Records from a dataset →
===
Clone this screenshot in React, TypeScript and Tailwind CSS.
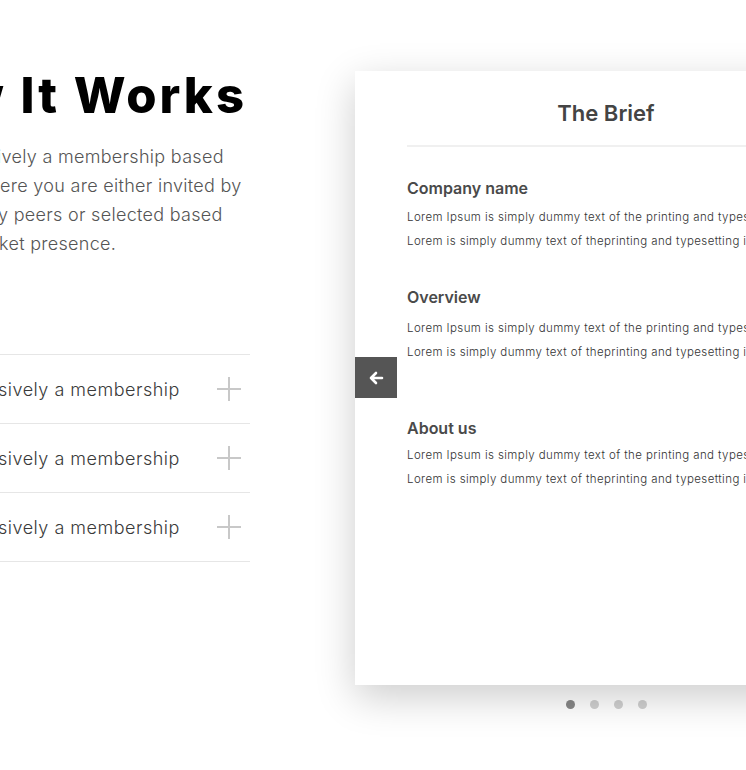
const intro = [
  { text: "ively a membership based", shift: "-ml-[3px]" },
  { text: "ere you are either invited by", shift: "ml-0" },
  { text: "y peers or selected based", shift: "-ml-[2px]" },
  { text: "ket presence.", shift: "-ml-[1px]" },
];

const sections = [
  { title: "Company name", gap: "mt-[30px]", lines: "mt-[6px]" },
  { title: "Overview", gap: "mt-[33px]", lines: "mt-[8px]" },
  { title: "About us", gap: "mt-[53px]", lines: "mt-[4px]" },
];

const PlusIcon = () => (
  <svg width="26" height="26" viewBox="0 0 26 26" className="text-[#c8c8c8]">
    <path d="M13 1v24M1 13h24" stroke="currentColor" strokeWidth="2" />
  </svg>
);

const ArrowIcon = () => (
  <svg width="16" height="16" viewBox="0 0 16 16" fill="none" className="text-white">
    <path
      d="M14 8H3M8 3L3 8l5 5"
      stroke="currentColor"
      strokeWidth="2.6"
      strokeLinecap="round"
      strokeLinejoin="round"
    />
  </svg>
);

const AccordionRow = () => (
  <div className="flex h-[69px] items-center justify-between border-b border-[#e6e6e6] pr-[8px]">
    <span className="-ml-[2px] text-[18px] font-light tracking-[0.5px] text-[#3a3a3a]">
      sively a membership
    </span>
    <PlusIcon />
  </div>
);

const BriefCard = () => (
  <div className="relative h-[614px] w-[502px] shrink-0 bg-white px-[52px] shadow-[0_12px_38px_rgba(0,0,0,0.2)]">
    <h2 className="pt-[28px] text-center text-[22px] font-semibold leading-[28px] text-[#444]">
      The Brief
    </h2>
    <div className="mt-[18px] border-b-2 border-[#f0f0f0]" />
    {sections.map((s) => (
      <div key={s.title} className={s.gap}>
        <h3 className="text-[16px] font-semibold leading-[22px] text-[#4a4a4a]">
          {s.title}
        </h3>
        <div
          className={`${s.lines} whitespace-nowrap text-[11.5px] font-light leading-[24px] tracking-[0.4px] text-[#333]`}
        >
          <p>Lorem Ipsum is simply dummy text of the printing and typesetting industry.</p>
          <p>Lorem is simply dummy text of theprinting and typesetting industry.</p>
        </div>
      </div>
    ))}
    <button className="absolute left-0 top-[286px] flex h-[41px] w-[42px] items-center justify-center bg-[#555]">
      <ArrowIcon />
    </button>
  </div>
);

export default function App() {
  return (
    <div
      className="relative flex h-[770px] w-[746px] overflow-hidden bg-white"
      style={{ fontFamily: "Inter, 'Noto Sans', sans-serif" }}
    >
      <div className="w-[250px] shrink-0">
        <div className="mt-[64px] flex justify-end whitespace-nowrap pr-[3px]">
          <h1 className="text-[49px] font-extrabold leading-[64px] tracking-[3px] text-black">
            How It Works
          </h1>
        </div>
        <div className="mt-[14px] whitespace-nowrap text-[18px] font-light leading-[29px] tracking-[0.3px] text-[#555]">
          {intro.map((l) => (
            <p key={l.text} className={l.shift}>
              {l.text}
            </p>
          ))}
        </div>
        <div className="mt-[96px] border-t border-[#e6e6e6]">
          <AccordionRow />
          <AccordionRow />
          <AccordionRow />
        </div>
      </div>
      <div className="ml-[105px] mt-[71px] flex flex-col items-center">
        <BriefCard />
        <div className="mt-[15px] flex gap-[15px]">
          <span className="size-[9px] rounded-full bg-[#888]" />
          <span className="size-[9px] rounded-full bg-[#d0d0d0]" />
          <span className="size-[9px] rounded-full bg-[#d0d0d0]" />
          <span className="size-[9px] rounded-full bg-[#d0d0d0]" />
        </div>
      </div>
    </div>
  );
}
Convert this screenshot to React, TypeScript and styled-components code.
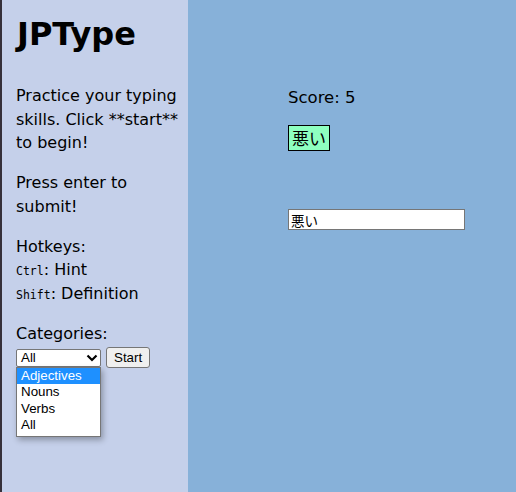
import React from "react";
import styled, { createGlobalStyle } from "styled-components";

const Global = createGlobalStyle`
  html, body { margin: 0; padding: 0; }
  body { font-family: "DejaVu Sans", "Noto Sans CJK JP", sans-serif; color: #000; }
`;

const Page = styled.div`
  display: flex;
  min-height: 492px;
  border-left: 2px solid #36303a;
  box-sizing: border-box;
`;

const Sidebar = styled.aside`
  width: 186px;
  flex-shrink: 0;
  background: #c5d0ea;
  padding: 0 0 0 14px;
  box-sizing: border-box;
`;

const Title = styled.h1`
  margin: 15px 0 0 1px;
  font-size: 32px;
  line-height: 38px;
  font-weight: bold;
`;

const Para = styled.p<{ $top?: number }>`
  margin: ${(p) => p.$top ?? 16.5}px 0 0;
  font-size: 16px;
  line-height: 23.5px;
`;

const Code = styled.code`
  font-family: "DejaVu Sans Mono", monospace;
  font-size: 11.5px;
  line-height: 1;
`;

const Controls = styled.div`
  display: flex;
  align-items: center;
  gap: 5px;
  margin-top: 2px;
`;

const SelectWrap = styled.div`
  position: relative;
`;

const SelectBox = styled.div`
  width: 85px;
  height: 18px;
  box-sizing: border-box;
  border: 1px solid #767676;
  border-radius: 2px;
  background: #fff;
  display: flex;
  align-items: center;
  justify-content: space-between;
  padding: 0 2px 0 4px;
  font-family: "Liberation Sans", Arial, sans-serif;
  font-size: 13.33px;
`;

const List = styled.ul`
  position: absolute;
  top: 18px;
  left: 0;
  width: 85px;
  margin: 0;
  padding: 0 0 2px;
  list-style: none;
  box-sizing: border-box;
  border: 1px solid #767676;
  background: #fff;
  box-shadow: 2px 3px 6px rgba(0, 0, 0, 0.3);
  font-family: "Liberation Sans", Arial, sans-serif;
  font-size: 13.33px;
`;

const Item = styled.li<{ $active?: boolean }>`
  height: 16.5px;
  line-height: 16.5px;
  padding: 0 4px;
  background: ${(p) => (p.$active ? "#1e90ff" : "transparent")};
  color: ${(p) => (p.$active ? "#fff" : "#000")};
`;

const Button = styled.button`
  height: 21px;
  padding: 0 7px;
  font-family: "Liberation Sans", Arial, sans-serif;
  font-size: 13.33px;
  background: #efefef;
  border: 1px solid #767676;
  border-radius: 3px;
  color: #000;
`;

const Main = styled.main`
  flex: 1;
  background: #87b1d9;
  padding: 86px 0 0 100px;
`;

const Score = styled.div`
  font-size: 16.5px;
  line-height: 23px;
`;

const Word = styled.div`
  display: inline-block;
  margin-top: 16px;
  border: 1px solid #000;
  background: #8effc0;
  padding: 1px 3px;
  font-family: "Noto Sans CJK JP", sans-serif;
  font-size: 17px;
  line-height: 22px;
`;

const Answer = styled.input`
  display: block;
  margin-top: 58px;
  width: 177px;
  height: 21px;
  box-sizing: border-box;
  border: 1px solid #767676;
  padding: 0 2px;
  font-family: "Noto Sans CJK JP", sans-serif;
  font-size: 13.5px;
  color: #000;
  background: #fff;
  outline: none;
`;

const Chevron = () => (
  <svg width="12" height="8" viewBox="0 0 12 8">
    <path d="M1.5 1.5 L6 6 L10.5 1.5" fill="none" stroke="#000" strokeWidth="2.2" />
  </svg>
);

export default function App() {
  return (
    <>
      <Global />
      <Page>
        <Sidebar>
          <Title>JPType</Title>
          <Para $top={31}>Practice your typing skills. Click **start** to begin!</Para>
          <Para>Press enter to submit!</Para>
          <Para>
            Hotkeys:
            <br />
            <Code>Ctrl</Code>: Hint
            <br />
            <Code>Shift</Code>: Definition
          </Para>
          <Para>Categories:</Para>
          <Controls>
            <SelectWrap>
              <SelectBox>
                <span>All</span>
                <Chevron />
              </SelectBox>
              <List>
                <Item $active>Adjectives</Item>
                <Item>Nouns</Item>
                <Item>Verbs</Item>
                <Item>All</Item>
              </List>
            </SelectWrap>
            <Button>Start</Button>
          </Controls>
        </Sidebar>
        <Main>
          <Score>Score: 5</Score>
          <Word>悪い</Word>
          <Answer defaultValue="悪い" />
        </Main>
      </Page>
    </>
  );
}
===
Work out the count of lines containing the word "TypeScript", then write only that count.

2